Performance Advice

I’d have posted this in Answers, but it seems likely to need a discussion.

I have a project involving snow. The player can move through snowdrifts, and when they do so the snowdrifts will disappear.

Currently I have several snowdrift objects, and potentially there will be hundreds per area. I have the player check for collisions with a snowdrift, and then flip a boolean on the snowdrift object it’s currently in. Each snowdrift monitors its boolean, and when it detects the change it scales itself down (they will slowly scale up over time to reappear naturally).

Am I approaching this in the best way possible? I felt that making each snowdrift check for collision with the player would be hazardous for performance.

Thanks to anyone more experienced who can offer advice! :slight_smile:

Hi!
You are not stating what platform your aiming for. My experience is, if you don´t do something really stupid in code, what limits the performance is very seldom physics or any code for that matter.

I aim to have any project I make perform well on any platform, so take your pick!

That said, the physics on the ground objects are just triggers, and there aren’t many physics aside from checking for trigger entry/exit if that makes a difference to anyone. I would assume from my experience that checking for trigger interaction one object at time would be much less intensive than an actual physics object bouncing through the environment, which is not the case here, but I don’t know what the performance hit is if I have several hundred triggers in an area. The player only interacts with one at a time, but they are all checking their boolean status every frame.

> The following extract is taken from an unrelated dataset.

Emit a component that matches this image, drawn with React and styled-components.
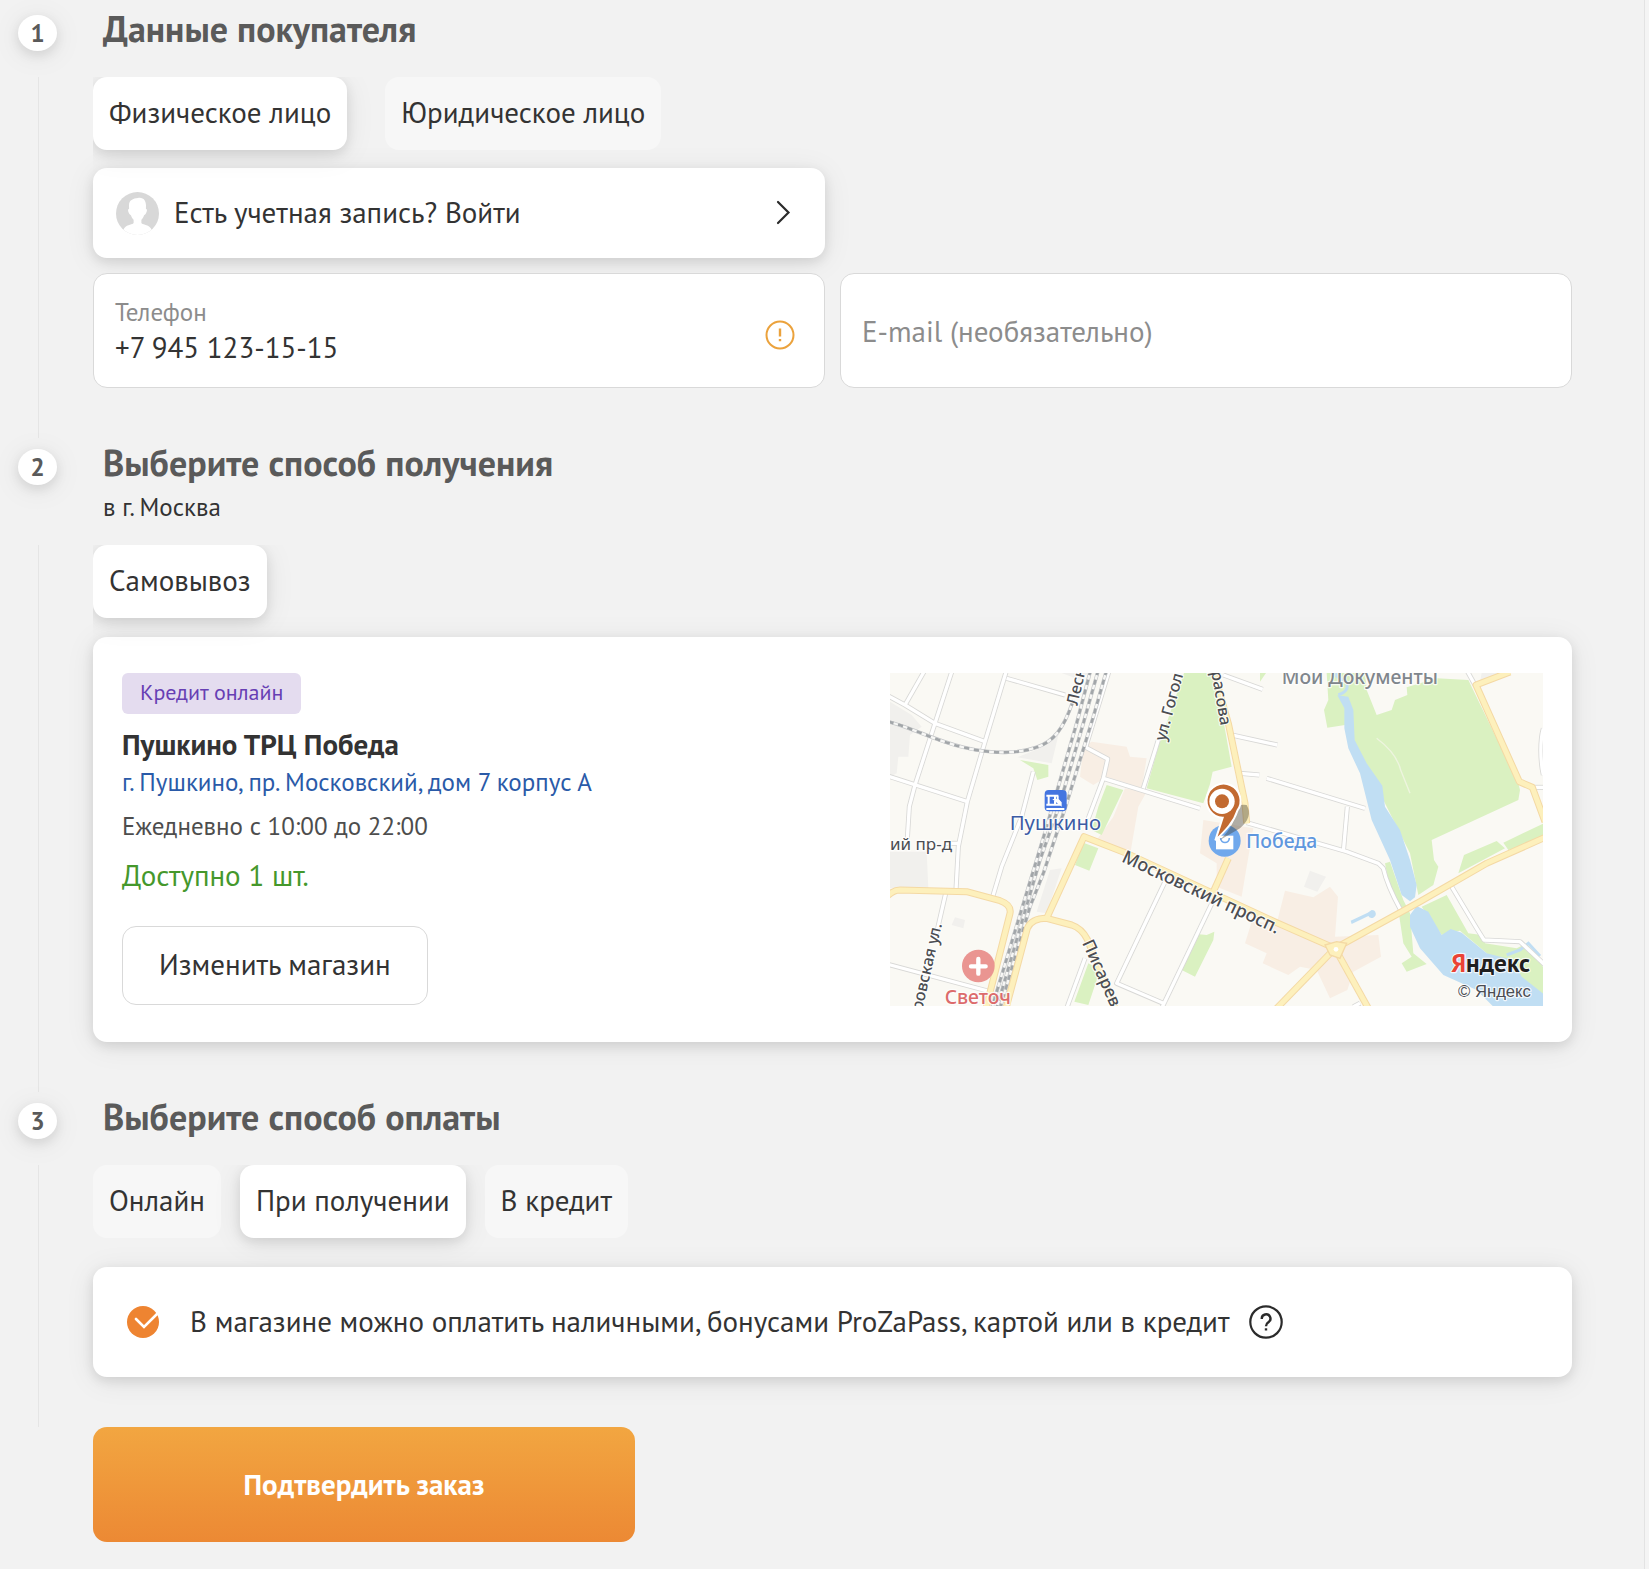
import React, { useState } from "react";
import styled, { createGlobalStyle, css } from "styled-components";

const GlobalStyle = createGlobalStyle`
  *, *::before, *::after { box-sizing: border-box; }
  body {
    margin: 0;
    background: #f4f4f4;
    color: #333;
    font-family: "PT Sans", Lato, "Noto Sans", sans-serif;
    font-size: 29px;
    line-height: 34px;
  }
  button, input { font: inherit; color: inherit; }
  h2, h3, p { margin: 0; }
`;

const softShadow = css`
  box-shadow: 0 4px 12px rgba(0, 0, 0, 0.1), 0 4px 30px rgba(0, 0, 0, 0.08);
`;

const Page = styled.main`
  min-height: 100vh;
  margin-right: 4px;
  padding: 4px 72px 26px 18px;
  background: #f2f2f2;
  border-right: 1px solid #e3e3e3;
`;

const Step = styled.section`
  display: grid;
  grid-template-columns: 75px minmax(0, 1fr);
`;

const StepNumber = styled.span`
  display: flex;
  align-items: center;
  justify-content: center;
  width: 39px;
  height: 36px;
  margin-top: 11px;
  border-radius: 50%;
  background: #fff;
  color: #5a5a5a;
  font-size: 25px;
  font-weight: 700;
  line-height: 28px;
  ${softShadow}
`;

const StepHeader = styled.header`
  padding: 4px 10px 24px;
`;

const StepTitle = styled.h2`
  padding-bottom: 3px;
  color: #5a5a5a;
  font-size: 36px;
  font-weight: 700;
  line-height: 42px;
`;

const StepNote = styled.p`
  padding-top: 6px;
  font-size: 25px;
  line-height: 28px;
`;

const StepLine = styled.div`
  margin-left: 20px;
  border-left: 1px solid #e5e5e5;
`;

const StepBody = styled.div`
  display: flex;
  flex-direction: column;
  gap: ${(p) => p.$gap}px;
  padding-bottom: 50px;
`;

const Tabs = styled.div`
  display: flex;
  gap: ${(p) => p.$gap || 20}px;
  clip-path: inset(0 0 -30px 0);
`;

const Tab = styled.button`
  padding: 18px 16px 21px;
  border: 0;
  border-radius: 14px;
  background: #f7f7f7;
  white-space: nowrap;
  cursor: pointer;
  &[aria-pressed="true"] {
    background: #fff;
    ${softShadow}
  }
`;

const ContactGrid = styled.div`
  display: grid;
  grid-template-columns: repeat(2, minmax(0, 1fr));
  gap: 15px;
`;

const LoginButton = styled.button`
  grid-column: 1;
  display: flex;
  align-items: center;
  gap: 15px;
  height: 90px;
  padding: 0 31px 0 23px;
  border: 0;
  border-radius: 14px;
  background: #fff;
  text-align: left;
  cursor: pointer;
  ${softShadow}
`;

const LoginText = styled.span`
  flex: 1;
  padding-bottom: 2px;
`;

const Field = styled.div`
  grid-column: ${(p) => p.$column};
  display: flex;
  align-items: center;
  height: 115px;
  padding: 0 29px 0 21px;
  border: 1px solid #d9d9d9;
  border-radius: 14px;
  background: #fff;
`;

const FieldText = styled.div`
  flex: 1;
  display: flex;
  flex-direction: column;
  gap: 4px;
`;

const FieldLabel = styled.label`
  color: #8c8c8c;
  font-size: 25px;
  line-height: 28px;
`;

const FieldInput = styled.input`
  width: 100%;
  height: 34px;
  padding: 0;
  border: 0;
  outline: 0;
  background: transparent;
  &::placeholder { color: #8c8c8c; opacity: 1; }
`;

const FieldIcon = styled.span`
  display: flex;
  padding-top: 9px;
`;

const ShopCard = styled.article`
  display: grid;
  grid-template-columns: 768fr 653fr;
  padding: 36px 29px;
  border-radius: 14px;
  background: #fff;
  ${softShadow}
`;

const ShopInfo = styled.div`
  display: flex;
  flex-direction: column;
  align-items: flex-start;
`;

const CreditTag = styled.span`
  padding: 5px 18px 8px;
  border-radius: 6px;
  background: #e4dcef;
  color: #673fb4;
  font-size: 22px;
  line-height: 28px;
`;

const ShopName = styled.h3`
  margin-top: 13px;
  font-size: 29px;
  font-weight: 700;
  line-height: 34px;
`;

const ShopAddress = styled.a`
  margin-top: 7px;
  color: #2a5aa8;
  font-size: 25px;
  line-height: 28px;
  text-decoration: none;
`;

const ShopHours = styled.p`
  margin-top: 16px;
  color: #4d4d4d;
  font-size: 25px;
  line-height: 28px;
`;

const ShopStock = styled.p`
  margin-top: 18px;
  color: #45982c;
`;

const OutlineButton = styled.button`
  height: 79px;
  margin-top: 34px;
  padding: 0 36px 4px;
  border: 1px solid #d9d9d9;
  border-radius: 14px;
  background: #fff;
  cursor: pointer;
`;

const MapPicture = styled.svg`
  display: block;
  width: 100%;
  height: 333px;
  font-family: "Noto Sans", sans-serif;
`;

const PayCard = styled.div`
  display: flex;
  align-items: center;
  min-height: 110px;
  padding: 0 34px;
  border-radius: 14px;
  background: #fff;
  ${softShadow}
`;

const PayLabel = styled.label`
  display: flex;
  align-items: center;
  gap: 31px;
`;

const PayText = styled.span`
  padding-bottom: 2px;
`;

const CheckWrap = styled.span`
  display: grid;
  & > * { grid-area: 1 / 1; }
  & > svg { pointer-events: none; }
`;

const CheckInput = styled.input`
  appearance: none;
  width: 32px;
  height: 32px;
  margin: 0;
  border-radius: 50%;
  background: #ddd;
  &:checked { background: #ee8431; }
`;

const HelpButton = styled.button`
  display: flex;
  margin-left: 20px;
  padding: 0;
  border: 0;
  background: transparent;
  cursor: pointer;
`;

const SubmitButton = styled.button`
  display: block;
  width: 542px;
  max-width: 100%;
  height: 115px;
  margin-left: 75px;
  padding: 0 16px 2px;
  border: 0;
  border-radius: 14px;
  background: linear-gradient(#f2a641, #ec8934);
  color: #fff;
  font-weight: 700;
  cursor: pointer;
`;

const StreetGroup = styled.g`
  fill: none;
  stroke: ${(p) => p.$color};
  stroke-width: ${(p) => p.$width};
  stroke-linejoin: round;
  stroke-dasharray: ${(p) => p.$dash || "none"};
`;

const MapText = styled.text`
  fill: ${(p) => p.$color || "#4b4d52"};
  stroke: #fff;
  stroke-width: 7px;
  stroke-opacity: 0.8;
  stroke-linejoin: round;
  paint-order: stroke;
  text-anchor: ${(p) => p.$anchor || "start"};
  font-size: ${(p) => p.$size || 48}px;
  font-weight: ${(p) => p.$weight || 500};
`;

const MapLogo = styled(MapText)`
  font-family: "PT Sans", Lato, sans-serif;
`;

const MapCredit = styled(MapText)`
  font-family: "Liberation Sans", Arial, sans-serif;
`;

function Avatar() {
  return (
    <svg width="43" height="43" viewBox="0 0 43 43" aria-hidden="true">
      <clipPath id="avatar-clip"><circle cx="21.5" cy="21.5" r="21.5" /></clipPath>
      <g clipPath="url(#avatar-clip)">
        <rect width="43" height="43" fill="#d8d8d8" />
        <path
          fill="#fff"
          d="M22 6c5.500-1 8 3 8 7.500 0 1.500-.1 2.500-.1 3.300 1.500.2 1.300 2.200 0 4.700-.7 1.400-1.500 1.200-1.900 2-.8 2.100-1.600 3.300-2.600 4.300v3.200c.5 1.500 6.200 1.200 9.200 5 1.500 2 2 4.500 2.400 7H6c.4-2.500.9-5 2.400-7 3-3.800 8.700-3.500 9.200-5v-3.200c-1-1-1.800-2.200-2.600-4.300-.4-.8-1.200-.6-1.900-2-1.300-2.500-1.500-4.500 0-4.700 0-.8-.1-1.800-.1-3.300C13 8 17 6.500 22 6Z"
        />
      </g>
    </svg>
  );
}

function Chevron() {
  return (
    <svg width="20" height="26" viewBox="0 0 20 26" aria-hidden="true">
      <path d="M4 2 14.500 12.500 4 23" fill="none" stroke="#2b2b2b" strokeWidth="2.200" strokeLinecap="round" />
    </svg>
  );
}

function Warning() {
  return (
    <svg width="30" height="30" viewBox="0 0 30 30" role="img" aria-label="Проверьте номер">
      <g fill="none" stroke="#eba23c" strokeWidth="2">
        <circle cx="15" cy="15" r="13.500" />
        <path d="M15 8.500v8M15 19v2.200" strokeWidth="2.400" />
      </g>
    </svg>
  );
}

const streets = [
  "M20 105 75 135 165 190 315 245", "M75 135 135 30", "M217 30 165 190 105 375 88 440 82 535",
  "M380 30 315 245 262 425 235 560 228 690", "M380 55 555 105", "M20 347 262 425",
  "M460 335 425 470 365 620 338 710", "M688 30 617 262 683 297 670 355 625 475",
  "M670 355 960 445", "M835 240 790 385", "M197 700 165 840", "M20 912 330 995",
  "M855 665 710 970 850 1030", "M1010 700 845 1045", "M615 895 560 1045", "M195 550 235 550",
  "M1030 45 1148 88", "M1055 225 1192 255", "M1080 340 1138 345", "M1160 355 1455 445",
  "M1402 440 1390 575", "M1100 488 1400 575 1495 610 1510 625C1520 670 1540 710 1562 750",
  "M1715 680 1790 805 1812 840 1920 845 1995 915", "M1760 30 1785 75", "M1955 382H1995",
  "M1990 205C1980 240 1980 300 1990 345", "M1420 1040 1440 1030",
];
const avenues = [
  "M20 710Q40 690 60 690L260 695 360 722Q395 735 390 760L318 1045",
  "M378 1045 442 805Q455 775 500 775L575 795Q605 805 622 838L705 1045",
  "M500 775 612 530 740 580 1190 788 1365 865",
  "M1365 865 1620 725 1820 610 1995 532", "M1365 865 1190 1045", "M1365 865 1465 1045",
  "M1000 30 1045 190 1095 430 1100 490", "M1045 595 1000 695",
  "M1890 36 1788 75 1918 365 1957 382 1995 485",
];
const rails = [
  "M632 30 590 190 500 500 335 1045", "M655 30 610 190 540 430 480 600 350 1045",
  "M680 30 640 170 560 430 490 640 450 740 360 1045",
  "M25 185C100 205 160 240 250 262S420 280 470 262 550 210 580 120",
];

function LocationMap() {
  const draw = (list) => list.map((d) => <path key={d} d={d} />);
  return (
    <MapPicture viewBox="30 39 1959 999" preserveAspectRatio="xMidYMid slice" role="img" aria-label="Карта проезда">
      <rect x="0" y="0" width="2020" height="1060" fill="#faf9f4" />
      <g fill="#f1f0ed">
        <path d="M30 125 95 165 125 200 90 225 85 290 55 290 50 340 30 350ZM30 575H140L145 685H30ZM540 205 515 310 412 292 480 265ZM510 630 545 625 500 760 470 755ZM545 39H625L600 60ZM225 772 255 780 250 805 215 795ZM1290 632 1338 650 1312 695 1272 680ZM1805 39H1870L1800 66Z" />
      </g>
      <path fill="#f8eee4" d="M635 245 740 260 750 290 800 295 785 385 680 350 640 375 600 350 610 260ZM735 385 800 395 775 440 750 585 650 540 700 470ZM970 480 1120 505 1100 620 1085 710 1010 680 1010 610 960 580ZM1215 692 1300 712 1350 680 1374 710 1365 830 1495 825 1503 890 1420 935 1402 990 1350 1015 1310 930 1260 920 1225 945 1148 910 1160 880 1095 850 1115 785 1190 790Z" />
      <path fill="#daf1c1" d="M912 39H1000L1030 180 1055 320 998 335 990 372 970 430 800 385 835 260ZM420 300 505 315 505 350 472 360 460 325ZM680 375 730 390 665 525 635 510 655 440ZM610 548 655 565 628 632 585 615ZM950 822 980 825 1003 815 1000 840 945 950 905 930ZM625 910 660 930 625 1035 583 1025ZM1140 39H1158L1140 65ZM1340 39H1455L1460 90 1490 165 1535 150 1545 120 1582 105 1580 82 1670 55 1765 60 1915 370 1920 390 1915 420 1655 540 1662 600 1675 620 1660 675 1615 705 1590 580 1420 240 1395 195 1342 203 1332 150 1345 120ZM1752 585 1850 543 1875 565 1735 640ZM1870 548 1995 488V535L1885 570ZM1625 740 1700 705 1765 820 1805 825 1815 850 1910 865 1940 850 1995 930V1015L1890 950 1820 880 1740 812 1685 825ZM1515 610 1530 605 1570 720 1590 760 1600 880 1640 912 1580 935 1565 910 1595 890 1570 850 1555 750 1530 690Z" />
      <g fill="#c0def3">
        <path d="M1405 110 1420 150 1424 240 1460 310 1507 377 1515 440 1560 510 1590 600 1610 675 1605 712 1590 724 1565 705 1530 600 1475 480 1440 340 1405 265 1393 205 1393 145 1372 106ZM1610 738 1645 755 1685 825 1712 807 1745 818 1820 880 1900 900 1925 950 1995 1005V1045H1845L1790 990 1690 945 1620 865 1590 800 1590 765ZM1475 750A12 12 0 1 1 1465 768L1415 792 1412 782 1463 758Z" />
        <path d="M1367 30 1370 48 1400 68Q1408 95 1375 104M1880 885 1920 870 1945 850 1980 888" fill="none" stroke="#c0def3" strokeWidth="9" />
      </g>
      <path d="M1490 235Q1550 280 1562 330L1590 400" stroke="#eef5df" strokeWidth="4" fill="none" />
      <StreetGroup $color="#d8d8d6" $width="15">{draw(streets)}</StreetGroup>
      <StreetGroup $color="#fff" $width="10">{draw(streets)}</StreetGroup>
      <StreetGroup $color="#c4c6c8" $width="11">{draw(rails)}</StreetGroup>
      <StreetGroup $color="#f7f7f5" $width="7">{draw(rails)}</StreetGroup>
      <StreetGroup $color="#a2a6a9" $width="8" $dash="16 14">{draw(rails)}</StreetGroup>
      <StreetGroup $color="#f4d9a4" $width="21">{draw(avenues)}</StreetGroup>
      <StreetGroup $color="#fdf0bc" $width="15">{draw(avenues)}</StreetGroup>
      <path d="M1335 855 1370 845 1400 850 1380 895 1350 885Z" fill="#fdf0bc" stroke="#f4d9a4" strokeWidth="4" />
      <circle cx="1368" cy="868" r="7" fill="#fff" />

      <MapText transform="translate(592 138) rotate(-77)">Лесн</MapText>
      <MapText transform="translate(856 245) rotate(-75)">ул. Гогол</MapText>
      <MapText transform="translate(1022 198) rotate(80)" $anchor="end">расова</MapText>
      <MapText x="30" y="571" $size="51" $weight="400">ий пр-д</MapText>
      <MapText transform="translate(186 793) rotate(-77)" $anchor="end">ровская ул.</MapText>
      <MapText transform="translate(606 848) rotate(66)" $size="51">Писарев</MapText>
      <MapText transform="translate(722 604) rotate(25)" $size="54">Московский просп.</MapText>
      <MapText x="1205" y="71" $size="58" $color="#80868c">Мои Документы</MapText>

      <circle cx="295" cy="918" r="49" fill="#ea9591" />
      <path d="M295 897V941M273 919H317" stroke="#fff" strokeWidth="13" strokeLinecap="round" />
      <MapText x="194" y="1033" $size="58" $color="#dc6b6b">Светоч</MapText>

      <rect x="494" y="390" width="66" height="64" rx="12" fill="#4475e0" />
      <path d="M499 407H535M499 434H540M506 407V434M525 407V434M533 407V420H525L542 434V428L533 418M499 447H553" stroke="#fff" strokeWidth="6" fill="none" />
      <MapText x="389" y="511" $size="61" $weight="400" $color="#3c5ba4">Пушкино</MapText>

      <circle cx="1034" cy="542" r="48" fill="#70a8ec" />
      <path d="M1008 527H1060V568H1008Z" fill="#fff" />
      <path d="M1022 534C1022 552 1048 552 1048 534" stroke="#70a8ec" strokeWidth="5" fill="none" />
      <MapText x="1098" y="563" $size="58" $color="#5f97de">Победа</MapText>
      <path d="M1020 540Q1070 490 1065 450 1075 430 1100 435 1120 470 1080 505Z" fill="#423d30" opacity="0.4" />
      <path d="M1006 541 1028 473A51 51 0 1 1 1072 452C1062 485 1038 510 1006 541Z" fill="#c26a31" stroke="#fff" strokeWidth="6" />
      <circle cx="1026" cy="424" r="38" fill="#fff" />
      <circle cx="1026" cy="424" r="21" fill="#c26a31" />

      <MapLogo x="1714" y="935" $size="76" $weight="700" $color="#1f1f1f">
        <tspan fill="#ea4335">Я</tspan>ндекс
      </MapLogo>
      <MapCredit x="1734" y="1010" $size="50" $weight="400">© Яндекс</MapCredit>
    </MapPicture>
  );
}

function TabGroup({ items, initial, gap, label }) {
  const [active, setActive] = useState(initial);
  return (
    <Tabs $gap={gap} role="group" aria-label={label}>
      {items.map((item) => (
        <Tab key={item} type="button" aria-pressed={item === active} onClick={() => setActive(item)}>
          {item}
        </Tab>
      ))}
    </Tabs>
  );
}

function CheckoutStep({ number, title, note, gap, children }) {
  return (
    <Step>
      <StepNumber>{number}</StepNumber>
      <StepHeader>
        <StepTitle>{title}</StepTitle>
        {note && <StepNote>{note}</StepNote>}
      </StepHeader>
      <StepLine />
      <StepBody $gap={gap}>{children}</StepBody>
    </Step>
  );
}

export default function App() {
  return (
    <>
      <GlobalStyle />
      <Page>
        <CheckoutStep number={1} title="Данные покупателя" gap={18}>
          <TabGroup
            label="Тип покупателя"
            items={["Физическое лицо", "Юридическое лицо"]}
            initial="Физическое лицо"
            gap={38}
          />
          <ContactGrid>
            <LoginButton type="button">
              <Avatar />
              <LoginText>Есть учетная запись? Войти</LoginText>
              <Chevron />
            </LoginButton>
            <Field $column={1}>
              <FieldText>
                <FieldLabel htmlFor="phone">Телефон</FieldLabel>
                <FieldInput id="phone" type="tel" defaultValue="+7 945 123-15-15" />
              </FieldText>
              <FieldIcon><Warning /></FieldIcon>
            </Field>
            <Field $column={2}>
              <FieldInput type="email" placeholder="E-mail (необязательно)" aria-label="E-mail (необязательно)" />
            </Field>
          </ContactGrid>
        </CheckoutStep>

        <CheckoutStep number={2} title="Выберите способ получения" note="в г. Москва" gap={19}>
          <TabGroup label="Способ получения" items={["Самовывоз"]} initial="Самовывоз" />
          <ShopCard>
            <ShopInfo>
              <CreditTag>Кредит онлайн</CreditTag>
              <ShopName>Пушкино ТРЦ Победа</ShopName>
              <ShopAddress href="#map">г. Пушкино, пр. Московский, дом 7 корпус А</ShopAddress>
              <ShopHours>Ежедневно с 10:00 до 22:00</ShopHours>
              <ShopStock>Доступно 1 шт.</ShopStock>
              <OutlineButton type="button">Изменить магазин</OutlineButton>
            </ShopInfo>
            <LocationMap />
          </ShopCard>
        </CheckoutStep>

        <CheckoutStep number={3} title="Выберите способ оплаты" gap={29}>
          <TabGroup
            label="Способ оплаты"
            items={["Онлайн", "При получении", "В кредит"]}
            initial="При получении"
            gap={19}
          />
          <PayCard>
            <PayLabel>
              <CheckWrap>
                <CheckInput type="checkbox" defaultChecked />
                <svg width="32" height="32" viewBox="0 0 32 32" aria-hidden="true">
                  <path d="M9 13 17 21 31 7" fill="none" stroke="#fff" strokeWidth="2.600" strokeLinecap="round" />
                </svg>
              </CheckWrap>
              <PayText>В магазине можно оплатить наличными, бонусами ProZaPass, картой или в кредит</PayText>
            </PayLabel>
            <HelpButton type="button" aria-label="Подробнее об оплате">
              <svg width="34" height="34" viewBox="0 0 34 34" aria-hidden="true">
                <g fill="none" stroke="#2b2b2b" strokeWidth="2.200">
                  <circle cx="17" cy="17" r="15.700" />
                  <path d="M12.800 14A4.300 4.300 0 1 1 19.500 17.200C18 18.200 17 18.800 17 21.200" strokeWidth="2.400" />
                  <path d="M17 23.300V25.500" strokeWidth="2.400" />
                </g>
              </svg>
            </HelpButton>
          </PayCard>
        </CheckoutStep>

        <SubmitButton type="submit">Подтвердить заказ</SubmitButton>
      </Page>
    </>
  );
}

If my approach that I described doesn’t sound potentially stupid, maybe I’m already taking the best path? I’m probing to see if there are any pitfalls I’m not aware of. I do not have the capability to test for Wii/iPhone performance at this time, but my tests for performance on PC so far seem fine.

Thank you.

First and foremost this shouldn’t a problem at this stage, you don’t appear to be doing anything massive.

However:

Depending on how your code is structured why is it changing a boolean? Wouldn’t it make sense for it simply to scale itself down?

Yeah, I think that works okay. Things seem to be performing well enough. Thanks for the sanity check guys!